Frequently asked questions

How much does grading cost in Oak Park?

Rough grading runs $1.50–$4.00 per square foot and finish grading $2.00–$5.00. Because Oak Park's small lots rarely balance cut and fill, most jobs add imported fill at roughly $20–$40 per cubic yard placed, or spoils haul-off, which raises the number. Compaction testing and the City grading permit are separate. We give a firm figure after shooting the grades and confirming your pad elevation.

Why does compaction matter so much on Oak Park's clay?

The valley clay under Oak Park swells and shrinks with moisture, and a pad that wasn't compacted right moves with it and cracks the slab above. Fill goes down in 6–8 inch lifts compacted to 90–95% relative density (ASTM D-1557 modified Proctor) — about 90% for fill and yards, 95% under slabs. Pads over roughly 2,000 sq ft usually need a geotech to test and sign off before building continues.

Do I need a grading permit in Oak Park?

In most cases, yes. The City of Sacramento requires a grading permit for earthwork above its threshold, which pad and drainage work for an infill home or ADU generally meets. Inspectors check that drainage falls away from structures. If your project ties into a demolition or a disturbance nearing an acre, additional permits can apply. We confirm what's required and pull the grading permit as part of the scope.

How do you handle drainage on a tight Oak Park lot next to neighbors?

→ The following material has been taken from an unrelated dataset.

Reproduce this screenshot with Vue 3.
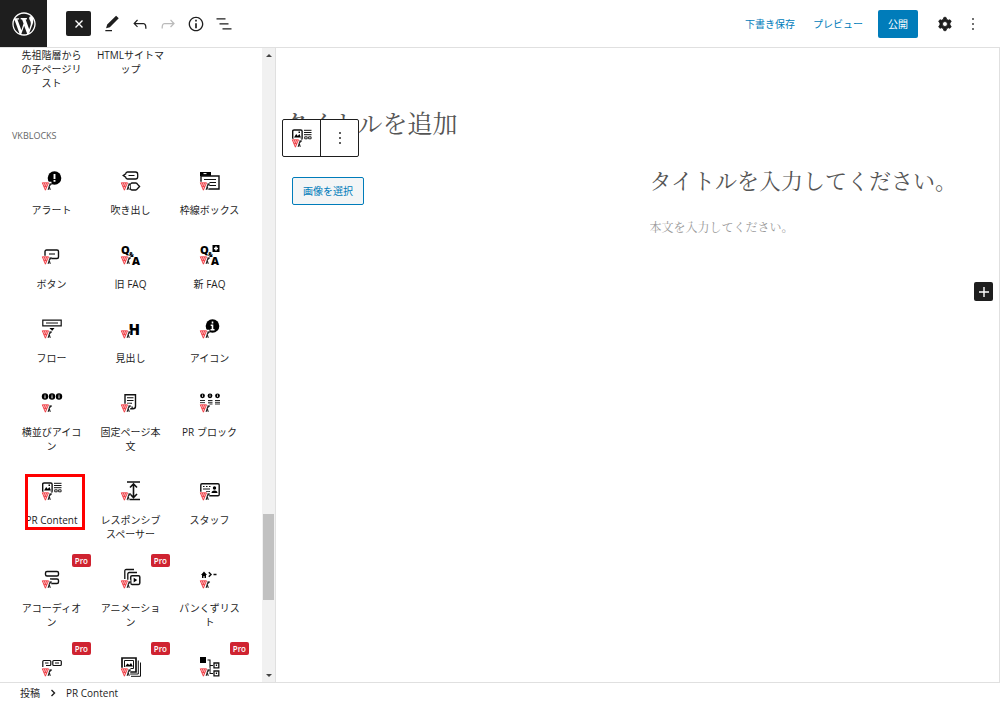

We slope at least 2% away from the structure for the first ten feet, but on these close-set lots we can't just tilt water toward the property line and onto the neighbor. Instead we shape swales and drainage paths that carry water to the street or an approved point, usually tying into the existing curb and gutter of the old street grid. The drainage is designed before finish grading so nothing ponds later.

How long does grading an Oak Park pad take?

A typical ADU or garage pad in the 400–1,200 square foot range takes 1–2 days for rough and finish grading combined. Larger or multi-level lots, or jobs with significant import or haul-off, run longer. The earthwork usually isn't the long pole — the City permit and any geotech coordination are, so we start those early to keep the schedule moving.